Apache Jackrabbit is a well supported, open source content repository with a strong development community and it is a Top Level Project of the Apache Software Foundation. Jackrabbit provides an “hierarchical content store with support for structured and unstructured content, full text search, versioning, transactions, observation, and more” [7]. Considered on its own, Jackrabbit is an excellent choice for the storage, management, querying, and delivery of Linked Data.
DocumentStore uses Apache Solr to provide indexing services of the data (structured and unstructured) stored in its Jackrabbit instance. Solr is the industry standard for robust, flexible, and scalable document and data indexing. It provides “powerful full-text search, hit highlighting, faceted search, near real-time indexing, dynamic clustering, database integration, rich document (e.g., Word, PDF) handling, and geospatial search” [8]. Apache Solr is the goto indexing platform for the Linked Data community. As such, considered on its own, Solr is an excellent choice for an indexing, search, and browse gateway for Linked Data data stores.
As the data storage and indexing bedrock of DocumentStore is well suited to function in a Linked Data ecosystem at the data storage, management, indexing, and retrieval level DocumentStore is well situated to handle Linked Data. However, the farther one moves in the application architecture from these core libraries, the more the application both requires and treats data as a static collection of pre-defined fields. In this way, the application is fundamentally MARC-like. The DocumentStore does advance and improve upon MARC’s flat-file (index card) rigidity by situating MARC fields in a relational, associative context. But, in its present form, it is not functionally equipped to handle semantically structure Linked Data.
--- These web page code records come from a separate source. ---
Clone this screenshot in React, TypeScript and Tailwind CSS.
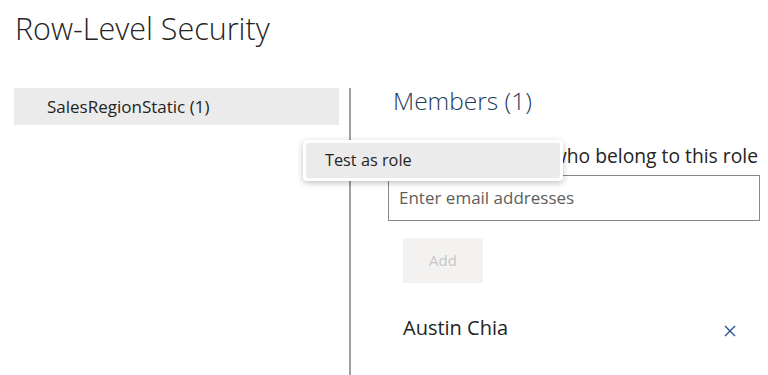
export default function App() {
  const font = { fontFamily: '"Open Sans", "Noto Sans", sans-serif' };
  return (
    <div className="relative w-[768px] h-[375px] overflow-hidden bg-white text-[#252423]" style={font}>
      <h1 className="pl-[15px] pt-[8px] text-[30.5px] leading-[40px] font-light text-[#252423]">Row-Level Security</h1>
      <div className="flex mt-[40px]">
        <div className="ml-[14px] w-[325px]">
          <div className="h-[37px] bg-[#ebebeb] pl-[33px] flex items-center text-[17px]">SalesRegionStatic (1)</div>
        </div>
        <div className="ml-[10px] w-[2px] h-[287px] bg-[#a0a0a0]" />
        <div className="ml-[37px] w-[372px] flex flex-col">
          <div className="pl-[5px] mt-[-3px] text-[24.5px] leading-[32px] font-light text-[#1f3a5a]">Members (1)</div>
          <div className="pl-[5px] mt-[26px] text-[19.3px] leading-[26px] text-[#252423] whitespace-nowrap">People or groups who belong to this role</div>
          <div className="mt-[6px] h-[46px] border border-[#8a8886] flex items-center pl-[10px] text-[17px] text-[#605e5c]">Enter email addresses</div>
          <div className="ml-[15px] mt-[17px] w-[80px] h-[45px] bg-[#f3f2f1] flex items-center justify-center text-[15px] text-[#c8c6c4]">Add</div>
          <div className="ml-[15px] mt-[31px] flex items-center justify-between pr-[24px]">
            <span className="text-[20px] leading-[28px]">Austin Chia</span>
            <svg width="12" height="12" viewBox="0 0 12 12" className="mt-[6px]">
              <path d="M1 1 L11 11 M11 1 L1 11" stroke="#1e4e8c" strokeWidth="1.3" />
            </svg>
          </div>
        </div>
      </div>
      <div className="absolute left-[303px] top-[140px] w-[260px] h-[41px] bg-white rounded-[4px] shadow-[0_2px_6px_rgba(0,0,0,0.25)] p-[3px]">
        <div className="h-full bg-[#ebebeb] rounded-[2px] flex items-center pl-[19px] text-[16.3px] text-[#252423]">Test as role</div>
      </div>
    </div>
  );
}
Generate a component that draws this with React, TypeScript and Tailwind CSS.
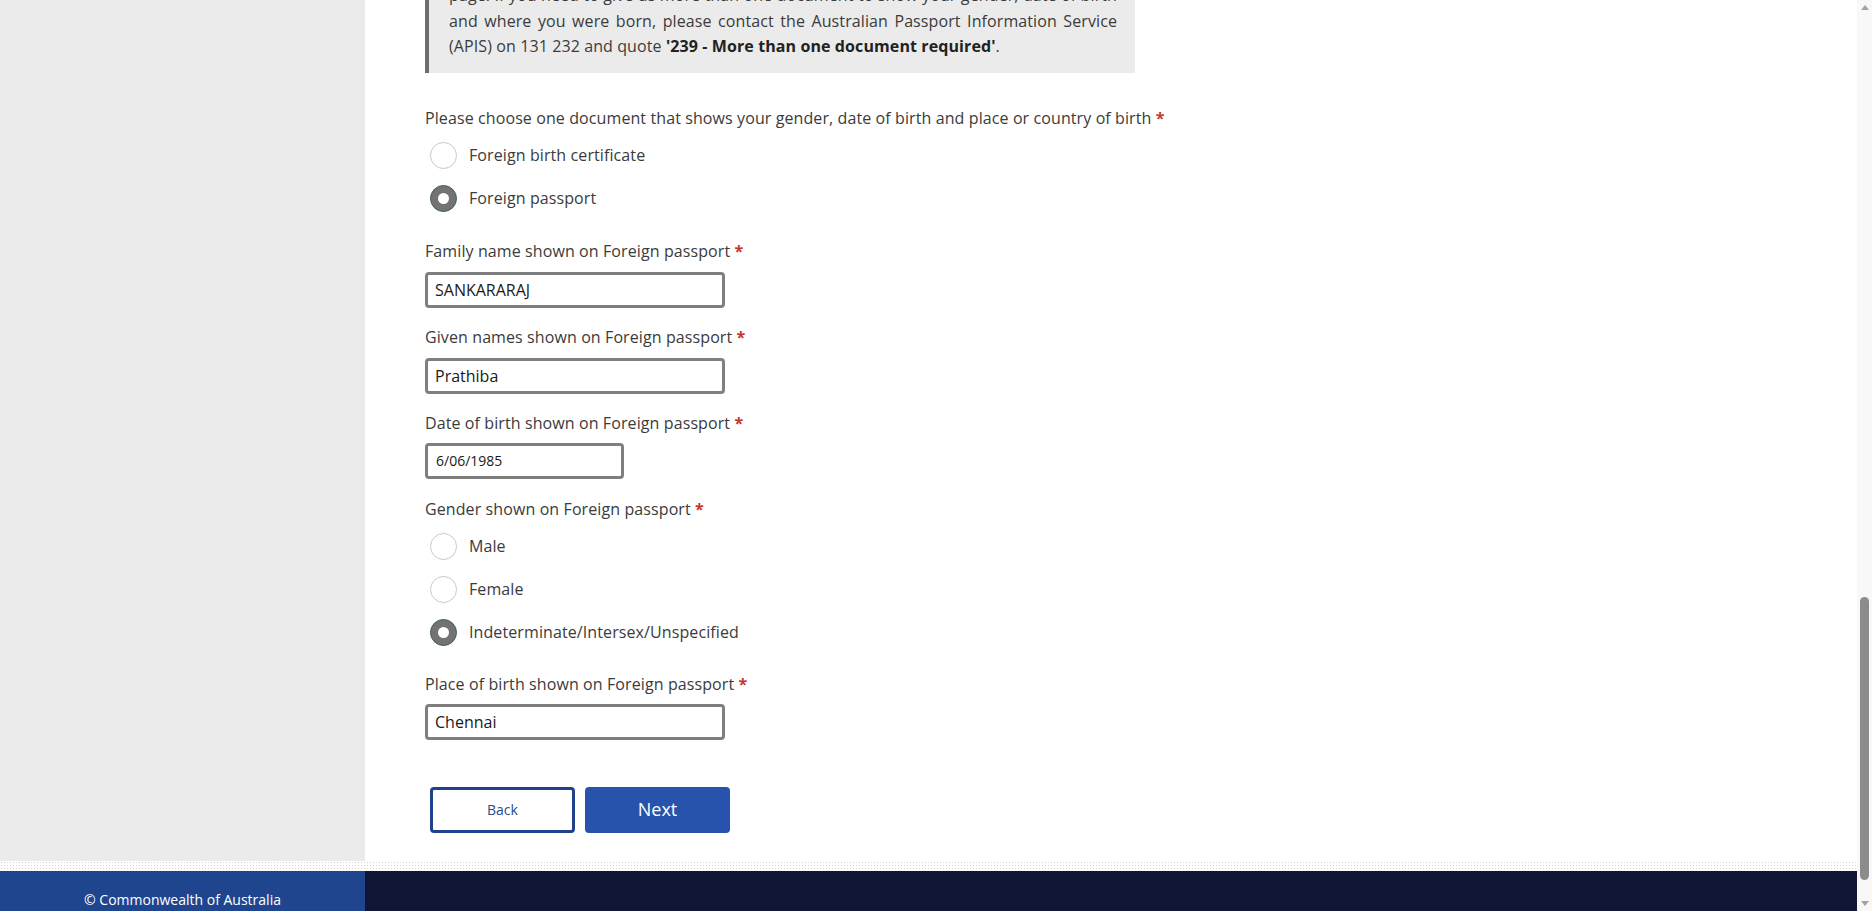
import React from 'react';

interface RadioProps {
    label: string;
    checked?: boolean;
}

function Radio({ label, checked = false }: RadioProps) {
    return (
        <label className="flex items-center gap-3 ml-[5px] h-[27px]">
            {checked ? (
                <span className="w-[27px] h-[27px] rounded-full bg-[#737373] border border-[#3d5c69] flex items-center justify-center shrink-0">
                    <span className="w-[11px] h-[11px] rounded-full bg-white" />
                </span>
            ) : (
                <span className="w-[27px] h-[27px] rounded-full bg-white border border-[#c9c9c9] shrink-0" />
            )}
            <span className="text-[16px] leading-[24px] tracking-[0.1px] text-[#3b3b3b]">{label}</span>
        </label>
    );
}

function FieldLabel({ children, className = '' }: { children: React.ReactNode; className?: string }) {
    return (
        <p className={`text-[16px] leading-[24px] tracking-[0.1px] text-[#3b3b3b] ${className}`}>
            {children} <span className="text-[#c8352a] font-bold">*</span>
        </p>
    );
}

function TextField({ value, className = '' }: { value: string; className?: string }) {
    return (
        <input
            type="text"
            defaultValue={value}
            className={`block w-[300px] h-[36px] border-[3px] border-[#7f7f7f] rounded-[4px] px-[7px] text-[16px] text-[#1a1a1a] bg-white outline-none ${className}`}
        />
    );
}

export default function App() {
    return (
        <div className="h-[911px] w-full flex overflow-hidden bg-white font-['Open_Sans',sans-serif]">
            <div className="flex-1 flex flex-col min-w-0">
                <div className="flex h-[861px] shrink-0">
                    <aside className="w-[365px] shrink-0 bg-[#ebebeb]" />

                    <main className="flex-1 bg-white pl-[60px] overflow-hidden">
                        {/* page is scrolled down: the top of the info box is out of view */}
                        <div className="-mt-[84px]">
                            <div className="w-[710px] bg-[#ebebeb] border-l-4 border-[#6d6d6d] pl-[20px] pr-[18px] pt-[16px] pb-[13px]">
                                <p className="text-[16px] leading-[25.6px] tracking-[0.1px] text-[#3b3b3b] text-justify">
                                    You have told us that you were born outside Australia.
                                    <br />
                                    You can only choose one document type on this
                                    <br />
                                    page. If you need to give us more than one document to show your gender, date of birth and where you were born, please contact the Australian Passport Information Service (APIS) on 131 232 and quote <strong className="font-bold text-[#222]">'239 - More than one document required'</strong>.
                                </p>
                            </div>

                            <FieldLabel className="mt-[33px]">
                                Please choose one document that shows your gender, date of birth and place or country of birth
                            </FieldLabel>
                            <div className="mt-[12px] flex flex-col gap-[16px]">
                                <Radio label="Foreign birth certificate" />
                                <Radio label="Foreign passport" checked />
                            </div>

                            <FieldLabel className="mt-[27px]">Family name shown on Foreign passport</FieldLabel>
                            <TextField value="SANKARARAJ" className="mt-[9px]" />

                            <FieldLabel className="mt-[17px]">Given names shown on Foreign passport</FieldLabel>
                            <TextField value="Prathiba" className="mt-[9px]" />

                            <FieldLabel className="mt-[17px]">Date of birth shown on Foreign passport</FieldLabel>
                            <input
                                type="text"
                                defaultValue="6/06/1985"
                                className="block mt-[8px] w-[199px] h-[36px] border-[3px] border-[#7f7f7f] rounded-[4px] px-[8px] text-[14px] text-[#1a1a1a] bg-white outline-none"
                            />

                            <FieldLabel className="mt-[18px]">Gender shown on Foreign passport</FieldLabel>
                            <div className="mt-[12px] flex flex-col gap-[16px]">
                                <Radio label="Male" />
                                <Radio label="Female" />
                                <Radio label="Indeterminate/Intersex/Unspecified" checked />
                            </div>

                            <FieldLabel className="mt-[26px]">Place of birth shown on Foreign passport</FieldLabel>
                            <TextField value="Chennai" className="mt-[8px]" />

                            <div className="mt-[47px] ml-[5px] flex gap-[10px]">
                                <button className="w-[145px] h-[46px] border-[3px] border-[#21418c] rounded-[4px] bg-white text-[14px] text-[#2e4c8e]">
                                    Back
                                </button>
                                <button className="w-[145px] h-[46px] rounded-[4px] bg-[#2753ad] text-[18px] font-medium text-white">
                                    Next
                                </button>
                            </div>
                        </div>
                    </main>
                </div>

                {/* dotted divider */}
                <div className="h-[10px] shrink-0 bg-white bg-[radial-gradient(circle,#d2d2d2_0.8px,transparent_1px)] bg-[length:3px_3px]" />

                <footer className="flex flex-1">
                    <div className="w-[365px] shrink-0 bg-[#1f458f] pt-[19px] text-center text-[14px] leading-[20px] text-white">
                        © Commonwealth of Australia
                    </div>
                    <div className="flex-1 bg-[#111634]" />
                </footer>
            </div>

            {/* scrollbar */}
            <div className="w-[15px] shrink-0 bg-[#f8f8f8] flex flex-col">
                <div className="h-[15px] flex items-center justify-center">
                    <div className="w-0 h-0 border-x-[4px] border-x-transparent border-b-[5px] border-b-[#a3a3a3]" />
                </div>
                <div className="flex-1 flex flex-col justify-end items-center pb-[16px]">
                    <div className="w-[9px] h-[283px] rounded-full bg-[#8c8c8c]" />
                </div>
                <div className="h-[15px] flex items-center justify-center">
                    <div className="w-0 h-0 border-x-[4px] border-x-transparent border-t-[5px] border-t-[#a3a3a3]" />
                </div>
            </div>
        </div>
    );
}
5. Required OLE Enhancements for Linked Data Optimization

A significant investment in application development will be required to make OLE fully functional in a Linked Data Environment. First, new classes would need to be developed to interface with Jackrabbit and Solr using a triples based query system. Where as the current, relational model clusters all data related to a record around the records unique identifier, a triples based system must be able to follow chains of nth degree nested association in order to construct a complete record. This type of traversal is not possible given OLE’s current, system defined hierarchy [9]. Another way to put this is that OLE is currently not equipped to follow semantic connections in data.
As an example of the above problem, consider two Works about Queen Elizabeth, Work A and Work B. Work A is subject tagged “Early Modern” while Work B is subject tagged “Renaissance.” In a relational database model, a user searching for “Early Modern” would find Work A but not Work B. Likewise, a user searching for “Renaissance” would find Work B but not Work A. In a relational data model, such as the one employed by OLE, the only way to connect these two records so that they will both be returned is to: a) mutually add the other subject to each entry; b) normalize all subject entries; or c) add another associating table to the database schema and then populate it such that the two subjects “Early Modern” and “Renaissance” become equivalent through association.
In a native linked data system, the above described type of data normalization is not required. A user could simply enter a new sematic triplet stating equivalence: “Early Modern : Is : Renaissance.” A semantically aware triplets engine would then automatically associate all Early Modern and Renaissance tagged items, not through manipulation of data but through semantic processing. Because the OLE data store is currently not semantically structured, the application as a whole contains no semantic analysis processing classes. As such, conversion of the application to a native linked data triplestore would involve not only porting exiting user interfaces to a new data structure, but the development of semantic processing routines to stand between the user interface and the data store. Without this, the product runs the risk of adopting a triplestore data structure but forcing it functionally to operate as a relational data store.

Notes:

[1] See http://shrub.appspot.com/maven.kuali.org/release/org/kuali/ole/olefs-webapp/1.0.0/ and http://shrub.appspot.com/maven.kuali.org/release/org/kuali/ole/ole-docstore-webapp/1.0.0/.

[2] Note that BIBFLOW study participants unanimously agree that both financial and library management data could (and ultimately should) play an import role in a completely linked data ecosystem, providing valuable data to, for example, scholars of book history interested in either the economics of the book trade or in patterns of circulation and readership; however, this faced of the linked data problem is beyond the scope of the present study.

[3] Subrahmana, Peri, and Kathleen Gerdnik. “OLE DocumentStore – Kuali OLE – Kuali Wiki.” OLE DocumentStore – Kuali OLE – Kuali Wiki. The KUALI Foundation, n.d. Web. 22 Aug. 2014. https://wiki.kuali.org/display/OLE/OLE%2BDocumentStore.

[4] http://tomcat.apache.org/.

[5] http://jackrabbit.apache.org/.

[6] http://lucene.apache.org/solr/.

[7] “Welcome to Apache Jackrabbit.” Welcome to Apache Jackrabbit. The Apache Software Foundation, n.d. Web. 22 Aug. 2014. http://jackrabbit.apache.org/.

[8] “Apache Solr.” Apache Lucene -. The Apache Software Foundation, n.d. Web. 27 Aug. 2014. http://lucene.apache.org/solr/.

[9] See above Subrahmana, Peri, and Kathleen Gerdnik.